* Exercise material
■ ■ ■
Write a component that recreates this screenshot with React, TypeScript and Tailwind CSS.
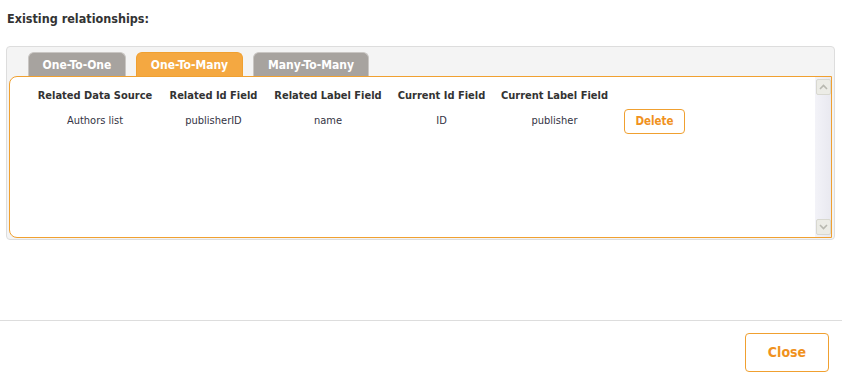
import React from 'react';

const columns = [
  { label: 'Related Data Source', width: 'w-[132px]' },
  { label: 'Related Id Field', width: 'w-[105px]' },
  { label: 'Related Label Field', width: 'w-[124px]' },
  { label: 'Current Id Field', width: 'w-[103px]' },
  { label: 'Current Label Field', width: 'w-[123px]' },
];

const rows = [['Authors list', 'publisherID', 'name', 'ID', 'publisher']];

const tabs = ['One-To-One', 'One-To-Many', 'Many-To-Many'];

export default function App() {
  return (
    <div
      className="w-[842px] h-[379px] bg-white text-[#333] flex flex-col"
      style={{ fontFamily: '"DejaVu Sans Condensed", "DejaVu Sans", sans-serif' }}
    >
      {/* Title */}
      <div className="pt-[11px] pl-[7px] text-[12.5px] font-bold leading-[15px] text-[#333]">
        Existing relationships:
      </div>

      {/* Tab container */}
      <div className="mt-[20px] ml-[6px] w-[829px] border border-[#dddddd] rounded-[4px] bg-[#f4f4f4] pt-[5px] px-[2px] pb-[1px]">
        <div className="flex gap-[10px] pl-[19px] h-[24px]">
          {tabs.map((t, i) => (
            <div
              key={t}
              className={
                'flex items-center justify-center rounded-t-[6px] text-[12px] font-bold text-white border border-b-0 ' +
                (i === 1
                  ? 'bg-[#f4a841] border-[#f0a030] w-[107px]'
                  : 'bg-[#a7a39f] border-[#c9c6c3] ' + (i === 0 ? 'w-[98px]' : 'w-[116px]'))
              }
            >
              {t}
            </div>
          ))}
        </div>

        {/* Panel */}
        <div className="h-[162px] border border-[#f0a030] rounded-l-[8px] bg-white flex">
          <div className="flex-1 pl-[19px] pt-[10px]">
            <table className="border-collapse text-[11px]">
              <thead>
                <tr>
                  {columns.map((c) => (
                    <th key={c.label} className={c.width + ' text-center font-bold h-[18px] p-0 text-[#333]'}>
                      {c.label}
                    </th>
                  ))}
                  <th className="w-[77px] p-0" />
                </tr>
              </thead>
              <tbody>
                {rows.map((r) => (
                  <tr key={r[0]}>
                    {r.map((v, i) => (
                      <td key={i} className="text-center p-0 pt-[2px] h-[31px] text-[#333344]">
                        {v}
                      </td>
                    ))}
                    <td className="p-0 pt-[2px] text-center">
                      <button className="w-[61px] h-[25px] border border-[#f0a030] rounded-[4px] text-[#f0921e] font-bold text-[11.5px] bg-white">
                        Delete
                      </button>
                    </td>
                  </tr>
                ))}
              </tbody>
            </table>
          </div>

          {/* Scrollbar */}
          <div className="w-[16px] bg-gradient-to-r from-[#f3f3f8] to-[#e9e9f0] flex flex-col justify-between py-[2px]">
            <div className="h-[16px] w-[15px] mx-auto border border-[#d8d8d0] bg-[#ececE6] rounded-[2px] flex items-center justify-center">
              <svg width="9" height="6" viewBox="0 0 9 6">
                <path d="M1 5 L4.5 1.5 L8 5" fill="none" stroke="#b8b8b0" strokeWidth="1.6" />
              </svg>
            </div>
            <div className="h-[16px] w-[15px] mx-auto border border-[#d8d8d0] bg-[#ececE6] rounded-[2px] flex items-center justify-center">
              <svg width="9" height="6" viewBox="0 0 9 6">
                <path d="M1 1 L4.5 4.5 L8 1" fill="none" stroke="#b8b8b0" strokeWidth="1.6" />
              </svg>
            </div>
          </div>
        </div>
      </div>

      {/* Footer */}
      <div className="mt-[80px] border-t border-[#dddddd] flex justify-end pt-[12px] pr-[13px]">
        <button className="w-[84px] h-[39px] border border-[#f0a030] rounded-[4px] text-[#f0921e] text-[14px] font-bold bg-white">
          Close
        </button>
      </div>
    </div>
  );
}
■ ■ ■
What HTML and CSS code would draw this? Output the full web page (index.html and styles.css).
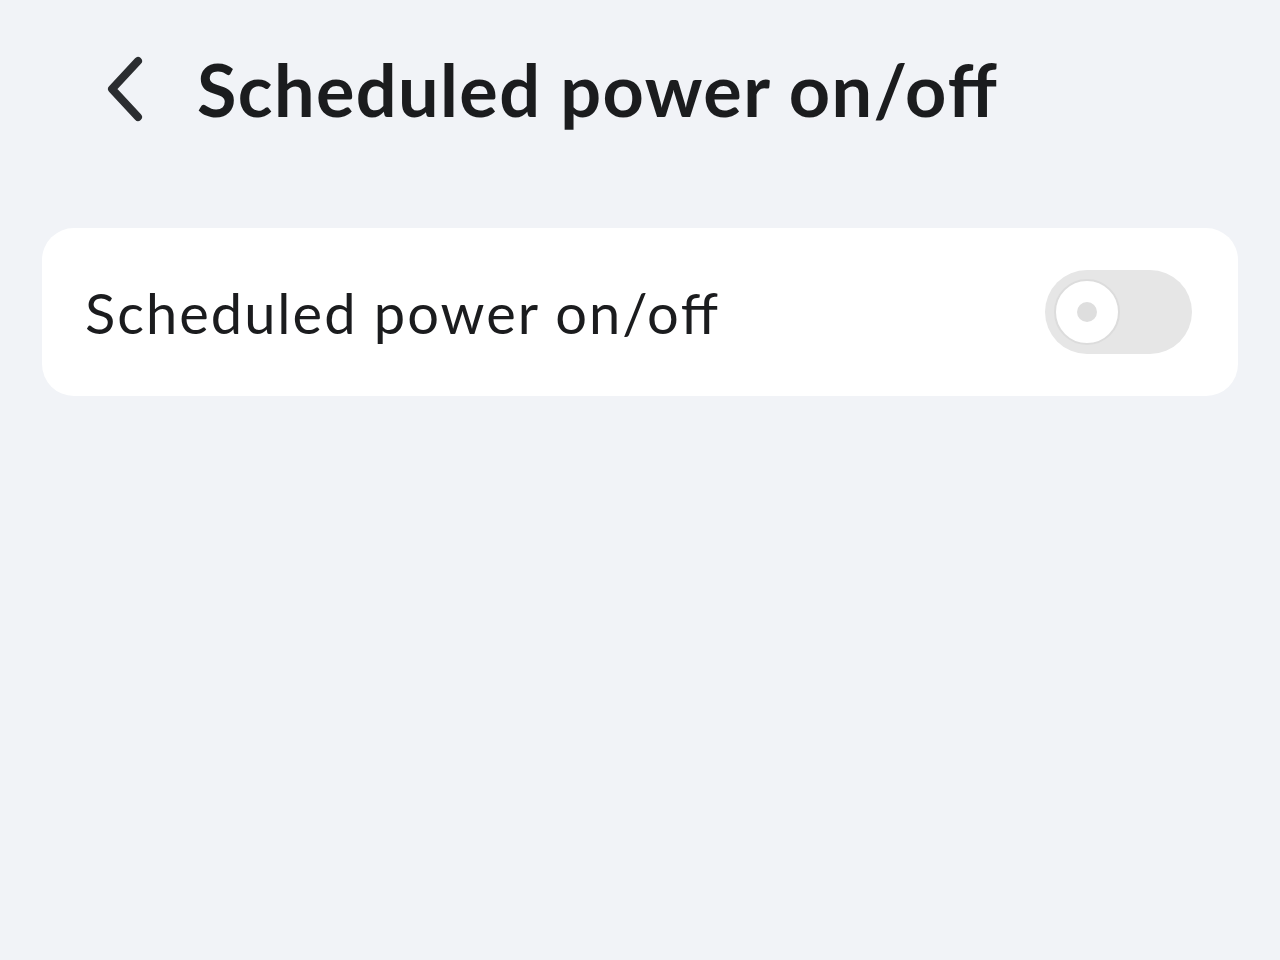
■ ■ ■
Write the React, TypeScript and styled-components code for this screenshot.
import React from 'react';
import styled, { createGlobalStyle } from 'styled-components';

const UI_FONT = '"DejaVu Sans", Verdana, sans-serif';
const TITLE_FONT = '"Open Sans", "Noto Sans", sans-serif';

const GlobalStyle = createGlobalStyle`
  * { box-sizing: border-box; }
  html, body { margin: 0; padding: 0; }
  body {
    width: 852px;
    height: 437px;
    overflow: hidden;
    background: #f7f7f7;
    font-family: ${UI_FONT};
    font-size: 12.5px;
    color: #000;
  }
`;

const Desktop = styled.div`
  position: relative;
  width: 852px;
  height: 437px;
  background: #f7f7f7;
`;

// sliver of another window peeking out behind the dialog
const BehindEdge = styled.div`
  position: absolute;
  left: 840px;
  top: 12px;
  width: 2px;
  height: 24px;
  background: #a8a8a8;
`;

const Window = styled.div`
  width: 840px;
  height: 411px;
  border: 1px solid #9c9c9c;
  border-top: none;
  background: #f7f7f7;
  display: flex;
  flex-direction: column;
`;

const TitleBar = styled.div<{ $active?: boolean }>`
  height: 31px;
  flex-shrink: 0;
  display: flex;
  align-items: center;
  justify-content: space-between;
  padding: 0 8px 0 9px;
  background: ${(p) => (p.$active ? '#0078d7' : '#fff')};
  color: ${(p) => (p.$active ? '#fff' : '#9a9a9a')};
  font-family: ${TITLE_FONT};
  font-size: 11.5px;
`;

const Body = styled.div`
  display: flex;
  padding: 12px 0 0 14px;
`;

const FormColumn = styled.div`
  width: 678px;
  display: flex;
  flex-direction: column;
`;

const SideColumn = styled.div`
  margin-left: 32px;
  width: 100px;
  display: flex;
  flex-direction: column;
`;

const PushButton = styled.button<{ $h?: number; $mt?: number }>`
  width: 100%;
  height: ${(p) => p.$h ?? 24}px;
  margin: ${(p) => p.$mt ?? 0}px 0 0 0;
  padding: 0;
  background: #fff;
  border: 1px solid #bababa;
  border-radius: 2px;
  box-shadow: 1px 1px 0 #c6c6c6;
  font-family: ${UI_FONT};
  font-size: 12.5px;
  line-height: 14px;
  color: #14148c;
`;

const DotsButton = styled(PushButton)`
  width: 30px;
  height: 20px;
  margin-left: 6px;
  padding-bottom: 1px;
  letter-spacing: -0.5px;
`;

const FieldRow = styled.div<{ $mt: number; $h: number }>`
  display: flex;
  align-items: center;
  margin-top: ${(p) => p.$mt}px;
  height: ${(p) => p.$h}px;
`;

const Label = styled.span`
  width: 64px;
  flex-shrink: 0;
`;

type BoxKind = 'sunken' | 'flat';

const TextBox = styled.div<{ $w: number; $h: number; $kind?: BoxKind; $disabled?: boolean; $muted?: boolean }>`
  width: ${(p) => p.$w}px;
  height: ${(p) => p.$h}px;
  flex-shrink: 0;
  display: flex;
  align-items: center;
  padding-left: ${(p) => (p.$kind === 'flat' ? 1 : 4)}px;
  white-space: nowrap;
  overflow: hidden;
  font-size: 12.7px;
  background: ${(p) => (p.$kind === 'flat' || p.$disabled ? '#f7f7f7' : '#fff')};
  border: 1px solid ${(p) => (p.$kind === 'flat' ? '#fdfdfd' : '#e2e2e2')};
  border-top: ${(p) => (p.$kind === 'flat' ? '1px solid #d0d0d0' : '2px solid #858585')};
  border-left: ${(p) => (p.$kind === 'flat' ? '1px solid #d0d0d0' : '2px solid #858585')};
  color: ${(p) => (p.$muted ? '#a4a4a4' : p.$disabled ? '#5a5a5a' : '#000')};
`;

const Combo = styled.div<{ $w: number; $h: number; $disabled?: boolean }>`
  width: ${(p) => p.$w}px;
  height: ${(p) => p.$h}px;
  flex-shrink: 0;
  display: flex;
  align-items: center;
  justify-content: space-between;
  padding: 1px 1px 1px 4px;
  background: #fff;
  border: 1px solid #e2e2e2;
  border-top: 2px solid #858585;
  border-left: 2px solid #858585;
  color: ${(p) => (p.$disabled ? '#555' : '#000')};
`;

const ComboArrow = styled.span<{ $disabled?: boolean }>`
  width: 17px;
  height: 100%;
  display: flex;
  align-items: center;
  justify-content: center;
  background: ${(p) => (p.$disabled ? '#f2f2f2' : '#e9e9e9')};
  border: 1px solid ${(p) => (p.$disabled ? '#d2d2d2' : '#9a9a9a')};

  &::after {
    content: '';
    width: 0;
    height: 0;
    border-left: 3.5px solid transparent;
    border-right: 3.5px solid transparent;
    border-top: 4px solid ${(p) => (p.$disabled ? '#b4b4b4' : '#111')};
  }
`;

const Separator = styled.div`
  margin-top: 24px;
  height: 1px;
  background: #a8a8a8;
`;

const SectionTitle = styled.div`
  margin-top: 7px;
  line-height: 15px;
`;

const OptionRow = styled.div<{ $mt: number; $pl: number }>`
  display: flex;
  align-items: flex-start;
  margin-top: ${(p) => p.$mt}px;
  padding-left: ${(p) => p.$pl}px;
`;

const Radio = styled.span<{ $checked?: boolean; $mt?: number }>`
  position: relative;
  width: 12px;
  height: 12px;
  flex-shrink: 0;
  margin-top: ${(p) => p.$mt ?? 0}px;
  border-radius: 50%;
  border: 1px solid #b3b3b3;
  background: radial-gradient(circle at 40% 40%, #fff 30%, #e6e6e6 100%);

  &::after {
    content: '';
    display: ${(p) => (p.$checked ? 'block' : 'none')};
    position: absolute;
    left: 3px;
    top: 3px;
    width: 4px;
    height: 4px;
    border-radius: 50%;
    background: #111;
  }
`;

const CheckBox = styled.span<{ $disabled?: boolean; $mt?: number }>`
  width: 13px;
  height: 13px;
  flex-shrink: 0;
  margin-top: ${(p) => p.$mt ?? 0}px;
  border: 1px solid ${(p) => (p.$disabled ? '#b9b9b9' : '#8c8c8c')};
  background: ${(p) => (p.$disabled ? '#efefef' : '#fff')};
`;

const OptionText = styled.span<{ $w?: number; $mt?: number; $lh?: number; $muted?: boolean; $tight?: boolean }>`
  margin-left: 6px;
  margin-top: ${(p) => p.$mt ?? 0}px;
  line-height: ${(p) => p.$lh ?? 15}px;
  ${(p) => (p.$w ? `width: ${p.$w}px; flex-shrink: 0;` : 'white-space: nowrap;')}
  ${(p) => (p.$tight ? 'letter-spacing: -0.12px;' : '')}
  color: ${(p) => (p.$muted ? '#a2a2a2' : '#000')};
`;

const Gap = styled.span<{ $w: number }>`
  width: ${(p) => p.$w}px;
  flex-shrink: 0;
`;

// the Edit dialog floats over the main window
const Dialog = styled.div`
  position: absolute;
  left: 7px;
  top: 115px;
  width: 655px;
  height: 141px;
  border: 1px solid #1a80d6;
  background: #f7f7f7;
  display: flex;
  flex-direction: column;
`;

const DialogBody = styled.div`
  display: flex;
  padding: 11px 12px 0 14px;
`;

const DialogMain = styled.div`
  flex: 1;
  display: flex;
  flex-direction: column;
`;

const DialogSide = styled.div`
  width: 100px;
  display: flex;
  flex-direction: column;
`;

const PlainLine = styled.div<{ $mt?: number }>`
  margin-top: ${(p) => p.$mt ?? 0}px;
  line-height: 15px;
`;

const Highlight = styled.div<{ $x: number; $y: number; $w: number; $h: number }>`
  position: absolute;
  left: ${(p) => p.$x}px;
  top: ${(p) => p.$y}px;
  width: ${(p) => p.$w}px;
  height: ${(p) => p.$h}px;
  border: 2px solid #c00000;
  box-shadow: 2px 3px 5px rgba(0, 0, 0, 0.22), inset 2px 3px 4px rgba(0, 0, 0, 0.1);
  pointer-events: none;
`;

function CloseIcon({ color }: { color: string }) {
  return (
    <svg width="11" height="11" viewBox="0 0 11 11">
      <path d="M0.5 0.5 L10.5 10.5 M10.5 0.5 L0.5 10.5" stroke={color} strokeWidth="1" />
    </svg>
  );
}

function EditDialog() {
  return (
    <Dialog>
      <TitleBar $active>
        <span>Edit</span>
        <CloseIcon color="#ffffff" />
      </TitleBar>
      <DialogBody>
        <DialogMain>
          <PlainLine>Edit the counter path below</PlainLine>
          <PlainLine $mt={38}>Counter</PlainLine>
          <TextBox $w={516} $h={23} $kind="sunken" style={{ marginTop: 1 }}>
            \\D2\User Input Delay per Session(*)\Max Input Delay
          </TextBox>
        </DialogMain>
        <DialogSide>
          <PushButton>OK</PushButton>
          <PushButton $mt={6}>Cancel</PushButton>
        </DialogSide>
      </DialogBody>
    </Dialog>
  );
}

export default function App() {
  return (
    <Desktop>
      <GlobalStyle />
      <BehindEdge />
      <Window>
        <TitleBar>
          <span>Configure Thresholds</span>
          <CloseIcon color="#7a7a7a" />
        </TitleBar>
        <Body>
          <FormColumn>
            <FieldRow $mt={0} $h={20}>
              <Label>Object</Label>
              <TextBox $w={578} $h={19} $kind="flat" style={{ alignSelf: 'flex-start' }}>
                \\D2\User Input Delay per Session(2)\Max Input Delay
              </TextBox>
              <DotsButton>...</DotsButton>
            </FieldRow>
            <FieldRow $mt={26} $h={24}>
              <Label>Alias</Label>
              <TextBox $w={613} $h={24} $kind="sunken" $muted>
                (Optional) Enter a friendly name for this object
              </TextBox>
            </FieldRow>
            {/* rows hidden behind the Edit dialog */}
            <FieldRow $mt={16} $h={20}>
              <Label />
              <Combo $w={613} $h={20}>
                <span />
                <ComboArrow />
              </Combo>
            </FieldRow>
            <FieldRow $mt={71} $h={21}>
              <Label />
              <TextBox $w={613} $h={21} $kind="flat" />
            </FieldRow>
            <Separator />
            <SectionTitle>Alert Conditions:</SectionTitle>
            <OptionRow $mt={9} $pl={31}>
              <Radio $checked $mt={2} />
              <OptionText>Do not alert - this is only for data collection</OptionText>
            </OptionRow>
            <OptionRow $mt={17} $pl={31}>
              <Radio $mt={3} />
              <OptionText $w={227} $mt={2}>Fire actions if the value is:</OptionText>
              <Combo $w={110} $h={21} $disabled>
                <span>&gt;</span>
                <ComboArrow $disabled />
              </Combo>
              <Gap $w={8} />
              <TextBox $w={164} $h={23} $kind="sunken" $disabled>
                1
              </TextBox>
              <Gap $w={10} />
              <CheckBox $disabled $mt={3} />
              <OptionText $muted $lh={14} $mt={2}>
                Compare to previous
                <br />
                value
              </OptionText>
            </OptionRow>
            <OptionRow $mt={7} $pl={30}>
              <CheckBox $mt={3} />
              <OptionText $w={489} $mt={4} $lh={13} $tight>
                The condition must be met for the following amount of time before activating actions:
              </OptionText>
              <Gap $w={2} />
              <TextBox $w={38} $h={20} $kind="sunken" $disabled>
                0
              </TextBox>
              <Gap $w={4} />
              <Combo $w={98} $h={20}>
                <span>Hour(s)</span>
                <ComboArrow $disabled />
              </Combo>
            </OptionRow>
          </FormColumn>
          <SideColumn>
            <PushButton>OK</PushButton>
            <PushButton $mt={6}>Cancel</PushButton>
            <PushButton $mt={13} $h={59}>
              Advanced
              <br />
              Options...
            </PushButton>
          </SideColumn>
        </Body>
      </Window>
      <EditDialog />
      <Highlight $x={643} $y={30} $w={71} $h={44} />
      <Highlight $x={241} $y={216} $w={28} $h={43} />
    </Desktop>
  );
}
■ ■ ■
Give again, word for word, only the lines starting at the line with "Write a component" and ending at the line with "const tabs = ['One-To-One', 'One-To-Many', 'Many-To-Many'];", keeping both end lines; pictures stay out.

* Written answer
Write a component that recreates this screenshot with React, TypeScript and Tailwind CSS.
import React from 'react';

const columns = [
  { label: 'Related Data Source', width: 'w-[132px]' },
  { label: 'Related Id Field', width: 'w-[105px]' },
  { label: 'Related Label Field', width: 'w-[124px]' },
  { label: 'Current Id Field', width: 'w-[103px]' },
  { label: 'Current Label Field', width: 'w-[123px]' },
];

const rows = [['Authors list', 'publisherID', 'name', 'ID', 'publisher']];

const tabs = ['One-To-One', 'One-To-Many', 'Many-To-Many'];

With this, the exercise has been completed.